▶ Requirement
Return each line of the data below exactly, omitting any pictures.

▶ Collected data
== == ==

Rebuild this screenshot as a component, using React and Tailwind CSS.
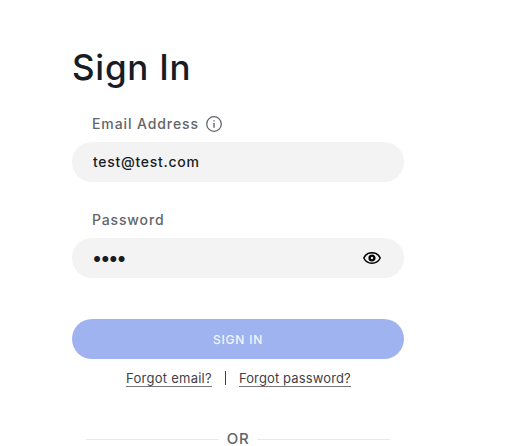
function InfoIcon() {
  return (
    <svg className="h-4 w-4 shrink-0" viewBox="0 0 16 16" fill="none" stroke="#636569" aria-hidden="true">
      <circle cx="8" cy="8" r="7.3" strokeWidth="1.3" />
      <path d="M8 7v4.8" strokeWidth="1.4" />
      <path d="M8 4.2v1.4" strokeWidth="1.4" />
    </svg>
  );
}

function EyeIcon() {
  return (
    <svg className="h-3 w-[18px]" viewBox="0 0 18 12" fill="none" stroke="#000" aria-hidden="true">
      <path d="M.8 6C2.4 2.700 5.300.8 9 .8S15.600 2.700 17.200 6C15.600 9.300 12.700 11.200 9 11.200S2.400 9.300.8 6Z" strokeWidth="1.5" />
      <circle cx="9" cy="6" r="2.400" strokeWidth="2.400" />
    </svg>
  );
}

export default function App() {
  return (
    <main className="h-[446px] overflow-hidden bg-white pl-[72px] pt-[45px] font-['Inter','Liberation_Sans',sans-serif]">
      <form className="flex w-[332px] flex-col" onSubmit={(e) => e.preventDefault()}>
        <h1 className="h-11 whitespace-nowrap text-[35px] font-medium leading-[44px] tracking-[0.75px] text-[#191c24]">Sign In</h1>
        <div className="mt-[25px] flex h-5 items-center gap-[7px] pl-5 text-[#636569]">
          <label htmlFor="email" className="whitespace-nowrap text-sm font-medium leading-5 tracking-[0.9px]">Email Address</label>
          <InfoIcon />
        </div>
        <input id="email" type="text" defaultValue="test@test.com" className="mt-2 h-10 w-full rounded-full bg-[#f3f3f3] px-[21px] pb-0.5 text-sm font-medium tracking-[0.72px] text-[#191c24] outline-none" />
        <label htmlFor="password" className="mt-7 h-5 pl-5 text-sm font-medium leading-5 tracking-[0.85px] text-[#636569]">Password</label>
        <div className="mt-2 flex h-10 items-center rounded-full bg-[#f3f3f3] pl-5 pr-[23px]">
          <input id="password" type="password" defaultValue="test" className="min-w-0 flex-1 bg-transparent pt-0.5 text-[19px] leading-6 font-medium tracking-[-2px] text-[#191c24] outline-none" />
          <button type="button" aria-label="Show password"><EyeIcon /></button>
        </div>
        <button className="mt-[41px] h-10 rounded-full bg-[#9fb3f0] pt-px text-xs font-medium tracking-[0.8px] text-[#f3f5fd]">SIGN IN</button>
        <div className="mt-3 flex h-4 items-start justify-center gap-[13px] pl-px text-[13px] leading-[15px] text-[#3f4147]">
          <a className="h-4 whitespace-nowrap border-b border-[#75777b] tracking-[0.25px]">Forgot email?</a>
          <span className="h-[14px] w-px bg-[#3f4147]" />
          <a className="h-4 whitespace-nowrap border-b border-[#75777b] tracking-[0.13px]">Forgot password?</a>
        </div>
        <div className="mt-[45px] flex h-[14px] items-center px-[14px] text-[15px] font-medium leading-[14px] text-[#636569]">
          <span className="h-px flex-1 bg-[#e8e8e8]" />
          <span className="px-2 tracking-[0.6px]">OR</span>
          <span className="h-px flex-1 bg-[#e8e8e8]" />
        </div>
      </form>
    </main>
  );
}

== == ==

▶ Answer to this task
Rebuild this screenshot as a component, using React and Tailwind CSS.
function InfoIcon() {
  return (
    <svg className="h-4 w-4 shrink-0" viewBox="0 0 16 16" fill="none" stroke="#636569" aria-hidden="true">
      <circle cx="8" cy="8" r="7.3" strokeWidth="1.3" />
      <path d="M8 7v4.8" strokeWidth="1.4" />
      <path d="M8 4.2v1.4" strokeWidth="1.4" />
    </svg>
  );
}

function EyeIcon() {
  return (
    <svg className="h-3 w-[18px]" viewBox="0 0 18 12" fill="none" stroke="#000" aria-hidden="true">
      <path d="M.8 6C2.4 2.700 5.300.8 9 .8S15.600 2.700 17.200 6C15.600 9.300 12.700 11.200 9 11.200S2.400 9.300.8 6Z" strokeWidth="1.5" />
      <circle cx="9" cy="6" r="2.400" strokeWidth="2.400" />
    </svg>
  );
}

export default function App() {
  return (
    <main className="h-[446px] overflow-hidden bg-white pl-[72px] pt-[45px] font-['Inter','Liberation_Sans',sans-serif]">
      <form className="flex w-[332px] flex-col" onSubmit={(e) => e.preventDefault()}>
        <h1 className="h-11 whitespace-nowrap text-[35px] font-medium leading-[44px] tracking-[0.75px] text-[#191c24]">Sign In</h1>
        <div className="mt-[25px] flex h-5 items-center gap-[7px] pl-5 text-[#636569]">
          <label htmlFor="email" className="whitespace-nowrap text-sm font-medium leading-5 tracking-[0.9px]">Email Address</label>
          <InfoIcon />
        </div>
        <input id="email" type="text" defaultValue="test@test.com" className="mt-2 h-10 w-full rounded-full bg-[#f3f3f3] px-[21px] pb-0.5 text-sm font-medium tracking-[0.72px] text-[#191c24] outline-none" />
        <label htmlFor="password" className="mt-7 h-5 pl-5 text-sm font-medium leading-5 tracking-[0.85px] text-[#636569]">Password</label>
        <div className="mt-2 flex h-10 items-center rounded-full bg-[#f3f3f3] pl-5 pr-[23px]">
          <input id="password" type="password" defaultValue="test" className="min-w-0 flex-1 bg-transparent pt-0.5 text-[19px] leading-6 font-medium tracking-[-2px] text-[#191c24] outline-none" />
          <button type="button" aria-label="Show password"><EyeIcon /></button>
        </div>
        <button className="mt-[41px] h-10 rounded-full bg-[#9fb3f0] pt-px text-xs font-medium tracking-[0.8px] text-[#f3f5fd]">SIGN IN</button>
        <div className="mt-3 flex h-4 items-start justify-center gap-[13px] pl-px text-[13px] leading-[15px] text-[#3f4147]">
          <a className="h-4 whitespace-nowrap border-b border-[#75777b] tracking-[0.25px]">Forgot email?</a>
          <span className="h-[14px] w-px bg-[#3f4147]" />
          <a className="h-4 whitespace-nowrap border-b border-[#75777b] tracking-[0.13px]">Forgot password?</a>
        </div>
        <div className="mt-[45px] flex h-[14px] items-center px-[14px] text-[15px] font-medium leading-[14px] text-[#636569]">
          <span className="h-px flex-1 bg-[#e8e8e8]" />
          <span className="px-2 tracking-[0.6px]">OR</span>
          <span className="h-px flex-1 bg-[#e8e8e8]" />
        </div>
      </form>
    </main>
  );
}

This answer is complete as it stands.